Acordam na Secção Social do Supremo Tribunal de Justiça: I 1.

Em 6 de Maio de 2011, no Tribunal do Trabalho do Porto, Juízo Único, 3.ª Secção, o empregado bancário AA instaurou a presente acção declarativa, com processo comum, emergente de contrato de trabalho contra BB – BANCO BB, S. A., pedindo que se declarasse que o vínculo jurídico-laboral firmado entre as partes é constituído e integrado pelo contrato de trabalho, feito em Lisboa, em 3 de Abril de 2003, e pelo complemento ao contrato de trabalho contido na carta da ré, de 3 de Abril de 2003, remetida ao autor e por este recebida, integrando a sua retribuição todas as prestações regulares e periódicas realizadas pela ré, em dinheiro e em espécie, e que englobavam a retribuição de base correspondente à categoria de subdirector, enquadrado no Grupo I, Nível 13, do ACTV do Sector Bancário, a isenção de horário de trabalho correspondente a 60% da retribuição de base, as remunerações complementares de € 500 e € 375, a atribuição de crédito à habitação até ao limite e nas condições do ACTV e a distribuição de viatura até ao limite de € 22.500, para uso exclusivo, incluindo a utilização particular, suportando a ré todos os encargos, incluindo a manutenção, seguros, combustível e portagens.

A ré contestou, invocando que, atentas as funções do autor, foi-lhe atribuída, aquando da sua contratação, uma viatura de serviço em regime de afectação pessoal, segundo dispunham as normas internas então em vigor, sendo que a carta de 3 de Abril de 2003 não formalizou a relação de trabalho, tanto mais que não foi resultado de negociação entre as partes, consubstanciando o meio utilizado para informar o autor sobre os termos e condições em que o contrato se iria desenvolver, pelo que a distribuição de viatura em causa não se pode qualificar como remuneração, antes configura a atribuição de instrumento de trabalho a ser utilizado em funções, nunca tendo sido concedido ao autor o direito à utilização de veículo automóvel para fins não profissionais que, a ter ocorrido, se ficou a dever a mera tolerância da ré.

E mais alegou que, face aos elevados prejuízos que vem apresentando e que são públicos, a ré reduziu os custos da estrutura, tendo o Conselho de Administração redefinido a política de atribuição, distribuição e utilização de viaturas, aprovando a Instrução de Serviço n.º 11/04 de 21 de Janeiro de 2011, pelo que a atribuição de veículo automóvel ao autor deixou de ser exclusiva, dado que os índices de negócio, rentabilidade e volume da clientela da agência em que trabalhava não o justificavam e, por isso, foi determinada a entrega da viatura automóvel que lhe estava afecta.
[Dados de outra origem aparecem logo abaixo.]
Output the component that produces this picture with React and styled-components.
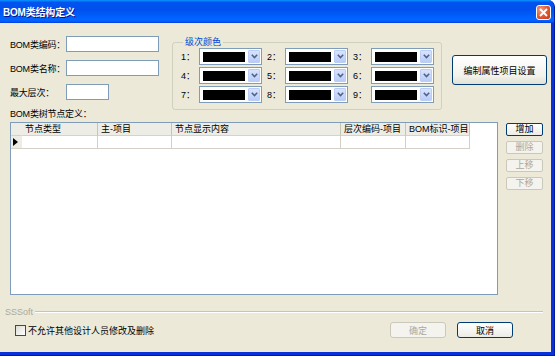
import React from "react";
import styled, { createGlobalStyle } from "styled-components";

const GlobalStyle = createGlobalStyle`
  body {
    margin: 0;
    background: #ffffff;
    font-family: "Liberation Sans", "Noto Sans CJK SC", sans-serif;
    font-size: 9px;
  }
`;

const columns = [
  { title: "节点类型", width: 76 },
  { title: "主-项目", width: 74 },
  { title: "节点显示内容", width: 169 },
  { title: "层次编码-项目", width: 65 },
  { title: "BOM标识-项目", width: 64 },
];

function Chevron() {
  return (
    <svg width="7" height="5" viewBox="0 0 7 5">
      <path d="M0.8 0.8 L3.5 3.6 L6.2 0.8" fill="none" stroke="#4D6185" strokeWidth="1.5" />
    </svg>
  );
}

function ColorCombo({ n }) {
  return (
    <ColorCell>
      <ColorLabel>{n}：</ColorLabel>
      <Combo>
        <Swatch />
        <DropBtn>
          <Chevron />
        </DropBtn>
      </Combo>
    </ColorCell>
  );
}

function App() {
  return (
    <>
      <GlobalStyle />
      <Window>
        <TitleBar>
          <Title>BOM类结构定义</Title>
          <CloseBtn>
            <svg width="9" height="9" viewBox="0 0 9 9">
              <path d="M1 1 L8 8 M8 1 L1 8" stroke="#fff" strokeWidth="1.8" />
            </svg>
          </CloseBtn>
        </TitleBar>
        <Client>
          <TopRow>
            <Form>
              <FormRow>
                <Label>BOM类编码：</Label>
                <TextBox w={93} />
              </FormRow>
              <FormRow>
                <Label>BOM类名称：</Label>
                <TextBox w={93} />
              </FormRow>
              <FormRow>
                <Label>最大层次：</Label>
                <TextBox w={43} />
              </FormRow>
            </Form>
            <Group>
              <Legend>级次颜色</Legend>
              <ColorRows>
                {[[1, 2, 3], [4, 5, 6], [7, 8, 9]].map((row) => (
                  <ColorRow key={row[0]}>
                    {row.map((n) => (
                      <ColorCombo key={n} n={n} />
                    ))}
                  </ColorRow>
                ))}
              </ColorRows>
            </Group>
            <BigButton>编制属性项目设置</BigButton>
          </TopRow>

          <TreeLabel>BOM类树节点定义：</TreeLabel>

          <MidRow>
            <GridBox>
              <GridTable>
                <HeadCell $corner />
                {columns.map((c) => (
                  <HeadCell key={c.title}>{c.title}</HeadCell>
                ))}
                <RowHead>
                  <svg width="5" height="8" viewBox="0 0 5 8">
                    <path d="M0 0 L5 4 L0 8 Z" fill="#000" />
                  </svg>
                </RowHead>
                {columns.map((c) => (
                  <DataCell key={c.title} />
                ))}
              </GridTable>
            </GridBox>
            <SideButtons>
              <SmallButton>增加</SmallButton>
              <SmallButton disabled>删除</SmallButton>
              <SmallButton disabled>上移</SmallButton>
              <SmallButton disabled>下移</SmallButton>
            </SideButtons>
          </MidRow>

          <Separator>
            <SepText>SSSoft</SepText>
            <SepLine />
          </Separator>

          <BottomRow>
            <CheckLabel>
              <CheckBox />
              不允许其他设计人员修改及删除
            </CheckLabel>
            <DialogButtons>
              <DialogButton disabled>确定</DialogButton>
              <DialogButton>取消</DialogButton>
            </DialogButtons>
          </BottomRow>
        </Client>
      </Window>
    </>
  );
}

export default App;

const Window = styled.div`
  width: 555px;
  height: 356px;
  box-sizing: border-box;
  display: flex;
  flex-direction: column;
  background: #0831D9;
  border-right: 1px solid #001C9C;
  border-bottom: 1px solid #001C9C;
  border-radius: 0 7px 0 0;
  overflow: hidden;
`;

const TitleBar = styled.div`
  height: 23px;
  flex: none;
  display: flex;
  align-items: center;
  justify-content: space-between;
  padding: 0 3px 0 3px;
  background: linear-gradient(
    to bottom,
    #0997ff 0%,
    #0053ee 10%,
    #0050ee 40%,
    #0066ff 85%,
    #005bff 93%,
    #003dd7 100%
  );
`;

const Title = styled.div`
  color: #ffffff;
  font-weight: bold;
  font-size: 10px;
  letter-spacing: -0.2px;
  text-shadow: 1px 1px #0f1089;
`;

const CloseBtn = styled.div`
  width: 15px;
  height: 15px;
  box-sizing: border-box;
  border: 1px solid #ffffff;
  border-radius: 3px;
  background: radial-gradient(circle at 30% 30%, #f49a7e, #e0562e 55%, #c2391a);
  display: flex;
  align-items: center;
  justify-content: center;
  margin-top: 1px;
`;

const Client = styled.div`
  flex: 1;
  margin-right: 3px;
  margin-bottom: 3px;
  background: #ECE9D8;
  display: flex;
  flex-direction: column;
  color: #000;
`;

const TopRow = styled.div`
  display: flex;
  align-items: flex-start;
  margin: 13px 0 0 10px;
`;

const Form = styled.div`
  width: 162px;
  display: flex;
  flex-direction: column;
  gap: 8px;
`;

const FormRow = styled.div`
  display: flex;
  align-items: center;
  height: 16px;
`;

const Label = styled.div`
  width: 56px;
  white-space: nowrap;
  letter-spacing: -0.2px;
`;

const TextBox = styled.div`
  width: ${(p) => p.w}px;
  height: 16px;
  box-sizing: border-box;
  border: 1px solid #7F9DB9;
  background: #ffffff;
`;

const Group = styled.fieldset`
  margin: 1px 0 0 0;
  padding: 1px 7px 6px 8px;
  width: 270px;
  box-sizing: border-box;
  border: 1px solid #D0D0BF;
  border-radius: 3px;
  min-inline-size: 0;
`;

const Legend = styled.legend`
  padding: 0 2px;
  margin-left: 2px;
  line-height: 10px;
  color: #0046D5;
`;

const ColorRows = styled.div`
  display: flex;
  flex-direction: column;
  gap: 2px;
`;

const ColorRow = styled.div`
  display: flex;
  gap: 5px;
`;

const ColorCell = styled.div`
  display: flex;
  align-items: center;
`;

const ColorLabel = styled.div`
  width: 18px;
  white-space: nowrap;
`;

const Combo = styled.div`
  width: 63px;
  height: 17px;
  box-sizing: border-box;
  border: 1px solid #7F9DB9;
  background: #ffffff;
  display: flex;
  align-items: center;
  padding: 0 1px 0 3px;
  gap: 3px;
`;

const Swatch = styled.div`
  width: 42px;
  height: 10px;
  background: #000000;
`;

const DropBtn = styled.div`
  width: 12px;
  height: 13px;
  box-sizing: border-box;
  border: 1px solid #BBCCF5;
  border-radius: 1px;
  background: linear-gradient(to bottom, #D8E3FD, #B9CCF8);
  display: flex;
  align-items: center;
  justify-content: center;
`;

const BigButton = styled.div`
  margin: 19px 0 0 10px;
  width: 95px;
  height: 30px;
  box-sizing: border-box;
  border: 1px solid #003C74;
  border-radius: 3px;
  background: linear-gradient(to bottom, #ffffff, #f3f2ec 70%, #e3e1d6);
  display: flex;
  align-items: center;
  justify-content: center;
  white-space: nowrap;
`;

const TreeLabel = styled.div`
  margin: -2px 0 0 10px;
  line-height: 12px;
  height: 12px;
  letter-spacing: -0.2px;
`;

const MidRow = styled.div`
  display: flex;
  align-items: flex-start;
  margin: 2px 0 0 10px;
`;

const GridBox = styled.div`
  width: 488px;
  height: 173px;
  box-sizing: border-box;
  border: 1px solid #7F9DB9;
  background: #ffffff;
`;

const GridTable = styled.div`
  display: grid;
  grid-template-columns: 11px ${columns.map((c) => c.width + "px").join(" ")};
  grid-auto-rows: 13px;
  width: max-content;
`;

const HeadCell = styled.div`
  box-sizing: border-box;
  background: #EEEDE5;
  border-right: 1px solid ${(p) => (p.$corner ? "#EEEDE5" : "#C7C5B2")};
  border-bottom: 1px solid #D6D3C2;
  padding-left: 3px;
  line-height: 12px;
  white-space: nowrap;
  overflow: hidden;
`;

const RowHead = styled.div`
  box-sizing: border-box;
  background: #EEEDE5;
  border-bottom: 1px solid #D6D3C2;
  display: flex;
  align-items: center;
  padding-left: 2px;
`;

const DataCell = styled.div`
  box-sizing: border-box;
  background: #ffffff;
  border-right: 1px solid #D4D0C8;
  border-bottom: 1px solid #D4D0C8;
`;

const SideButtons = styled.div`
  margin: 1px 0 0 8px;
  display: flex;
  flex-direction: column;
  gap: 5px;
`;

const SmallButton = styled.div`
  width: 37px;
  height: 13px;
  box-sizing: border-box;
  border: 1px solid ${(p) => (p.disabled ? "#CAC8BB" : "#003C74")};
  border-radius: 2px;
  background: ${(p) =>
    p.disabled ? "#F4F3EE" : "linear-gradient(to bottom, #ffffff, #ecebe6)"};
  color: ${(p) => (p.disabled ? "#ACA899" : "#000")};
  display: flex;
  align-items: center;
  justify-content: center;
  line-height: 11px;
`;

const Separator = styled.div`
  display: flex;
  align-items: center;
  height: 10px;
  margin: 12px 8px 0 5px;
  gap: 2px;
`;

const SepText = styled.div`
  color: #ACAA9C;
  font-size: 9px;
  line-height: 10px;
`;

const SepLine = styled.div`
  flex: 1;
  height: 0;
  border-top: 1px solid #C7C5B2;
  border-bottom: 1px solid #ffffff;
`;

const BottomRow = styled.div`
  display: flex;
  align-items: center;
  justify-content: space-between;
  height: 16px;
  margin: 5px 38px 0 15px;
`;

const CheckLabel = styled.div`
  display: flex;
  align-items: center;
  gap: 2px;
  white-space: nowrap;
`;

const CheckBox = styled.div`
  width: 11px;
  height: 11px;
  box-sizing: border-box;
  border: 1px solid #1C5180;
  background: linear-gradient(135deg, #DCDBD5, #ffffff);
`;

const DialogButtons = styled.div`
  display: flex;
  gap: 11px;
`;

const DialogButton = styled.div`
  width: 56px;
  height: 16px;
  box-sizing: border-box;
  border: 1px solid ${(p) => (p.disabled ? "#CAC8BB" : "#003C74")};
  border-radius: 3px;
  background: ${(p) =>
    p.disabled ? "#F4F3EE" : "linear-gradient(to bottom, #ffffff, #ecebe6)"};
  color: ${(p) => (p.disabled ? "#ACA899" : "#000")};
  display: flex;
  align-items: center;
  justify-content: center;
`;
Realizado julgamento, foi proferida sentença que julgou a acção parcialmente procedente, (i) declarando que o vínculo jurídico-laboral celebrado entre autor e ré é constituído e integrado pelo contrato de trabalho, feito em Lisboa, em 3 de Abril de 2003, (ii) integrando a retribuição do autor a retribuição de base correspondente à categoria de subdirector, enquadrado no Grupo I, Nível 13 do ACTV do Sector Bancário, a isenção de horário de trabalho correspondente a 60% da retribuição de base, as remunerações complementares de € 500 e de € 375, sendo estas contra a apresentação de despesas correspondentes, absolvendo a ré do mais peticionado.

  1. Inconformado, o autor apelou para o Tribunal da Relação do Porto, o qual julgou o recurso de apelação parcialmente procedente e revogou a decisão recorrida, na parte em que absolveu a ré da declaração judicial de que o vínculo jurídico-laboral do autor é constituído e integrado pelo contrato de trabalho feito em Lisboa, em 3 de Abril de 2003, e pelo complemento ao contrato de trabalho plasmado na carta da ré de 3 de Abril de 2003, remetida ao autor e por este recebida, e na parte em que absolveu a ré da declaração judicial de que a distribuição de viatura até ao limite de € 22.500, para seu uso exclusivo, incluindo a sua utilização particular, suportando a ré todos os encargos, incluindo a manutenção, seguros, combustível e encargos integra a sua retribuição, substituindo-a, nesses segmentos, por deliberação que declarou que o vínculo jurídico-laboral do autor é constituído e integrado pelo contrato de trabalho feito em Lisboa em 3 de Abril de 2003 e pelo complemento ao contrato de trabalho plasmado na carta da ré de 3 de Abril de 2003, remetida ao autor e por este recebida, e que a distribuição de viatura até ao limite de € 22.500, para uso exclusivo do autor, incluindo a sua utilização particular, suportando a ré todos os encargos, incluindo a manutenção, seguros, combustível e encargos, integra a retribuição do autor.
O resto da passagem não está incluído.